Montana Woods N Water August 2016 Print Edition | Page 27
RECIPE
Bacon Bird By Raf Viniard
With Grouse season opening 1 September Grouse is on the menu. Get those kids out and let them
enjoy a day out grouse hunting with you...they make great retrievers. This recipe is great for older
tougher birds as well.
Ingredients:
1 Cup of chicken stock per grouse
2 Tablespoon melted butter per grouse
1 Teaspoon of thyme per grouse
Salt and pepper
4-6 six slices of thin cut smoked bacon per grouse
Directions:
Pre-heat your oven to 350 degrees.
Bring the chicken stock to a boil. Next turn it down to low and gently lower the bird(s) into the stock.
After about 10 minutes pull them out and let them cool enough you can handle it.
Gently fry your bacon in a cast iron skillet leaving bacon grease in skillet when done. Do not overcook
the bacon you want it to be flexible and almost done.

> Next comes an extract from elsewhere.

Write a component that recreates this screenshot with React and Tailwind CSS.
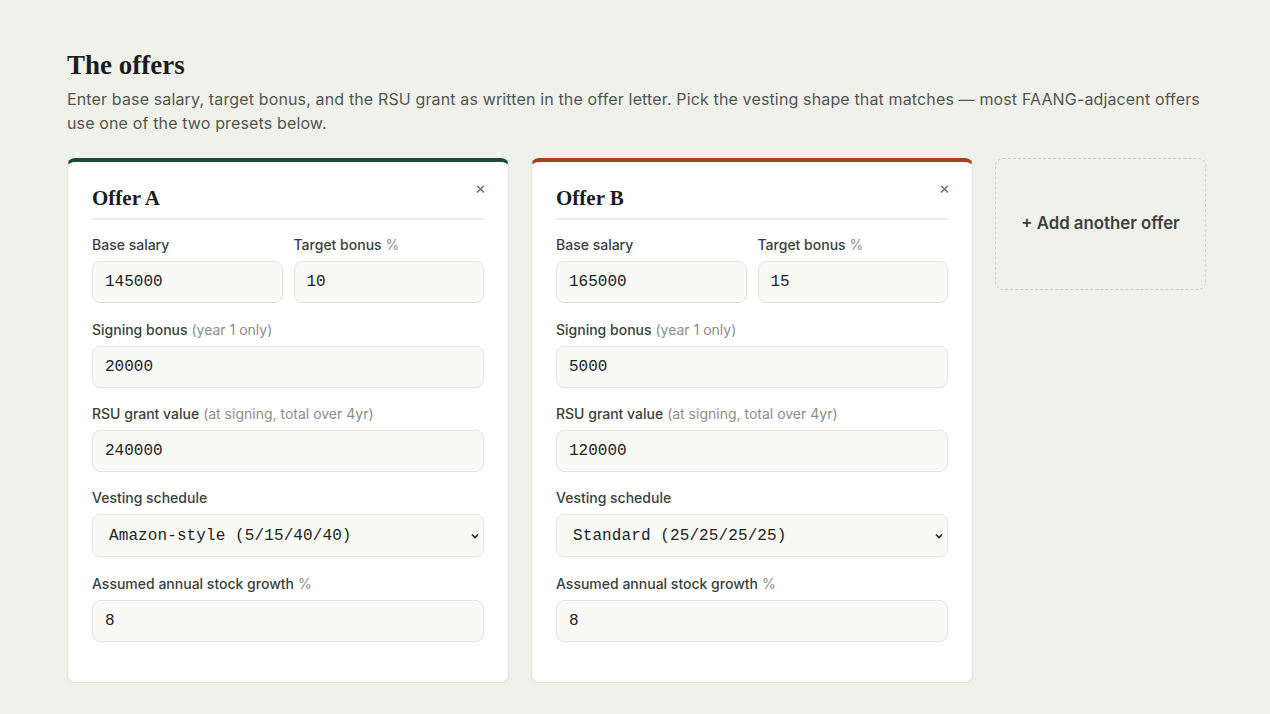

Brush your grouse with melted butter, season well with salt and pepper, and sprinkle your thyme into
the body cavity.
Next wrap the grouse in bacon and secure with wooden toothpicks. Place them in a cast iron skillet and
place in the pre-heated oven for 10-12 minutes to finish cooking the bacon. Remove from oven and let
them rest for five minutes before carving.
Adrian Nass holding a limit
of Grouse from 2015.
Photo by Raf Viniard
Grab some fresh collard/turnip greens and drizzle a little of the drippings on the greens for a meal fit for a king or queen.